Cerita Sansevieria: Evolusi Pemikiran Politik (6)

"Sepasang suami-istri, baru aja selesai membaca The Emperor's New Clothes-nya H.C. Andersen. Saat ia melihat suaminya berpose tanpa busana, sang isteri bertanya, 'Apaan sih Mas?'
'Bukan apa-apa sayang, ini kaan bajunya 'The Emperor's New Clothes'!' jawab sang suami.
'Owaalaah, apa ndak digosok dulu ta Maas?' tanggap sang isteri."

“Pada sesi sebelumnya, kita telah melihat tiga gaya perilaku berbicara: asertif, non-asertif, dan agresif. Lantas, bagaimana dengan mendengarkan? Ungkapan Prancis, 'tendre l’oreille,' secara harafiah bermakna ‘membuka telinga lebar-lebar’,” Sansevieria membuka lembaran di baliknya. “Laku ini, meniru secara internal mobilitas luar organ kita, di antara spesies satwa tertentu. Walau kita tak bergerak pun, kita mengalihkan perhatian kita, tehadap sesuatu yang perlu kita dengar. Ingglisy idiom ‘to lend an ear’, bila diterjemahkan, dapat berarti 'minjemin kuping', namun sesungguhnya bermakna sama, ‘meregangkan kuping sebesar-besarnya’. Akan tetapi, disini, mendengarkan, merupakan pula sebuah pinjaman, kata Peter Szendy. Pinna atau daun-kuping ini, kita warisi, kita terima, kita pinjam tanpa kita pilih. Kuping yang kita pinjam ini, tentu saja, dipinjamkan kepada kita. Dan jangan tanya, 'dari siyapah?' Hidup di muka Bumi ini, sebuah pinjaman.

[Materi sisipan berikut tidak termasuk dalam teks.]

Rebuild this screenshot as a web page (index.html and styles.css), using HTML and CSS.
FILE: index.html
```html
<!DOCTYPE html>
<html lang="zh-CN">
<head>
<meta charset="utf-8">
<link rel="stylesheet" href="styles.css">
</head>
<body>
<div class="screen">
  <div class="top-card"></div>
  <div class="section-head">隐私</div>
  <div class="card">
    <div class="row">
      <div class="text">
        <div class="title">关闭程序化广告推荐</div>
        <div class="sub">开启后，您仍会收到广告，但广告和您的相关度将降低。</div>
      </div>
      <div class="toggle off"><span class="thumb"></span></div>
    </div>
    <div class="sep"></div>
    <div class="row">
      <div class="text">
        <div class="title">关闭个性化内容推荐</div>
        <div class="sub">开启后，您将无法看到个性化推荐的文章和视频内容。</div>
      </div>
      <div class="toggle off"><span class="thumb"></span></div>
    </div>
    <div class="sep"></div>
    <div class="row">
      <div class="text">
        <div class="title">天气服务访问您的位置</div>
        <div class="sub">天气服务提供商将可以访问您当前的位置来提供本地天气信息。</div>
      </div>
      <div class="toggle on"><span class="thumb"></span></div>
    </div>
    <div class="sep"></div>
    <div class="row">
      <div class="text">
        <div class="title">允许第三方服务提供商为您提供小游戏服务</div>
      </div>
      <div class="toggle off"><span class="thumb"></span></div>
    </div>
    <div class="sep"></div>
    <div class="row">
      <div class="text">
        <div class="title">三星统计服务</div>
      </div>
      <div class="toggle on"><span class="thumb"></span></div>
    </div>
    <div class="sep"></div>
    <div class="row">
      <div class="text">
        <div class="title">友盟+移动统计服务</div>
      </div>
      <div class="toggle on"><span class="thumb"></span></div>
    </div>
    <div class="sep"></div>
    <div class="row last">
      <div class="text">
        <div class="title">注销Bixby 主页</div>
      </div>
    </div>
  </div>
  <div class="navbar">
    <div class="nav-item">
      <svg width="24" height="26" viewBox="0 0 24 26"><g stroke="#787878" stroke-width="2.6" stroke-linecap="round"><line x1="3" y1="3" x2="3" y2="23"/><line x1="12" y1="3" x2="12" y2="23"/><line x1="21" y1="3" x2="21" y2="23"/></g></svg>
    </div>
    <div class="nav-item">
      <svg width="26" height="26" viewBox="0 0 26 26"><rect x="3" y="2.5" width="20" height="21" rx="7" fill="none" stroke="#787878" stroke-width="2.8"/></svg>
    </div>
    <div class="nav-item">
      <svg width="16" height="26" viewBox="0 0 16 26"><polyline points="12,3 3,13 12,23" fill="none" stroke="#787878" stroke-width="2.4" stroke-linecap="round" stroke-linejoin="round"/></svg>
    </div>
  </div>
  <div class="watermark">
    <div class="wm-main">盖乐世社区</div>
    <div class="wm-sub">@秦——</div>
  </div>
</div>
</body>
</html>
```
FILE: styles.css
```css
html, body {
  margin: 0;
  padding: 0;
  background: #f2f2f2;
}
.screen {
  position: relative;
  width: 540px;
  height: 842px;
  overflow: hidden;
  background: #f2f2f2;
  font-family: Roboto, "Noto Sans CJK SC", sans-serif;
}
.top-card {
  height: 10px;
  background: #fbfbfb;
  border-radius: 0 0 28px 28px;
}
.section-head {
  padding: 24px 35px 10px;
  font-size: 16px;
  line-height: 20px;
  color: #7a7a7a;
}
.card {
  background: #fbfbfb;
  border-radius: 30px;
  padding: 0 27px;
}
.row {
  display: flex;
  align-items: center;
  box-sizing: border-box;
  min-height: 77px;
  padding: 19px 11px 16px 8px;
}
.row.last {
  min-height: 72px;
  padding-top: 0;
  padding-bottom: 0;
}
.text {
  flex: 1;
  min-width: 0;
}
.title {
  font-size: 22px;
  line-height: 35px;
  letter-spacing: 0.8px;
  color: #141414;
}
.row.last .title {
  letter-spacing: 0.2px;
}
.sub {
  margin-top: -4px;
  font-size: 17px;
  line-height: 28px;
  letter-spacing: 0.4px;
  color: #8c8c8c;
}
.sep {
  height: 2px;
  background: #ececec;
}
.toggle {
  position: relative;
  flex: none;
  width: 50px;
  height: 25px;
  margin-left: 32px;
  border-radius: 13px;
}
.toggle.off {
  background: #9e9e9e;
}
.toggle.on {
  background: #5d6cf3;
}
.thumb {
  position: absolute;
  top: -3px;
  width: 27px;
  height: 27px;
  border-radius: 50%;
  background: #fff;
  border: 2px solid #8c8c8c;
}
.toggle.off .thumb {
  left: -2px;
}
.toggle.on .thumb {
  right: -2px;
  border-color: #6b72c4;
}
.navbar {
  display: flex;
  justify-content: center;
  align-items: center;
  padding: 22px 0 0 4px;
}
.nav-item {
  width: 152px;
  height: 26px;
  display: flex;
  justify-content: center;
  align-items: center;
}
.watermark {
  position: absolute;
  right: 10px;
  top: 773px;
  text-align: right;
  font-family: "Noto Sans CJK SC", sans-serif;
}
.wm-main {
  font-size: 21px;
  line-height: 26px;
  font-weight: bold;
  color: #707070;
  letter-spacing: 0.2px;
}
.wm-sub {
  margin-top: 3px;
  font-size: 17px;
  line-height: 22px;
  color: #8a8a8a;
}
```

Kita akan selalu mendengarkan, di satu sisi, suara hati kita, dan mendengarkan orang lain, di sisi lain. Douglas Bloch menuturkan bahwa lebih dari satu abad yang lalu, Ralph Waldo Emerson mengungkapkan, 'Terdapat tuntunan pada masing-masing kita, dan bila kita dengan kerendahan-hati, mendengarkannya, kita bakal mendengarkan kata-kata yang tepat.' Dan juga, Bloch memberitahu kita apa yang diucapkan Shakti Gawain, 'Sejauh mana pun engkau mendengarkan dan mengikuti intuisimu, engkau menjadi saluran kreatif bagi kekuatan yang lebih tinggi di alam semesta. Disaat engkau rela mengikuti kemana arah energi kreatifmu, kekuatan yang lebih tinggi mendatangimu untuk mewujudkan karya kreatifnya. Kala ini terjadi, engkau akan mendapati dirimu mengalir bersama energi, melakukan apa yang benar-benar hendak engkau lakukan, dan merasakan kekuatan alam semesta bergerak melewati guna memunculkan atau mengubah segala sesuatu di sekelilingmu.' Kita hidup di masa transformasi yang cepat. Aturan dan pedoman lama sudah tak berlaku lagi. Semuanya berubah terlalu cepat. Kita tak bisa lagi bergantung pada para suhu atau pengajar eksternal agar memberikan jawaban yang kita cari. Saat kita mendekati awal era baru, masing-masing kita, terpanggil mendengarkan dan dituntun oleh 'suara kecil' di dalam diri kita.
Ide mendengarkan suara dari dalam diri kita, amat sederhana secara teori, namun sulit dalam praktiknya. Hal ini lantaran, suara yang meninggi, bukanlah semata-mata suara yang butuh perhatian kita. Dalam diri kita, ada suara 'gadungan', yang juga dikenal sebagai suara ego. Kendati suara hati mengungkapkan siapa diri kita sebenarnya, suara gadungan berfokus pada apa yang kita sangka, berasal dari diri kita. Suara hati, mendukung sifat esensial kita; suara gadungan, menyangkalnya.
Masing-masing suara ini, disertai dengan sejumlah ciri yang jelas, kata Bloch. Kesan pertama yang muncul dari mendengarkan suara hati, ialah adanya kedamaian batin. Ciri kedua, yang menyertai suara hati, yakni sukacita. Salah satu cara utama agar dapat mengenali suara ego, menurut Bloch, ialah hadirnya perasaan takut. Terlebih lagi, kendati suara hati berkomitmen pada kebenaran, suara gadungan, mengajarkan ketidakjujuran.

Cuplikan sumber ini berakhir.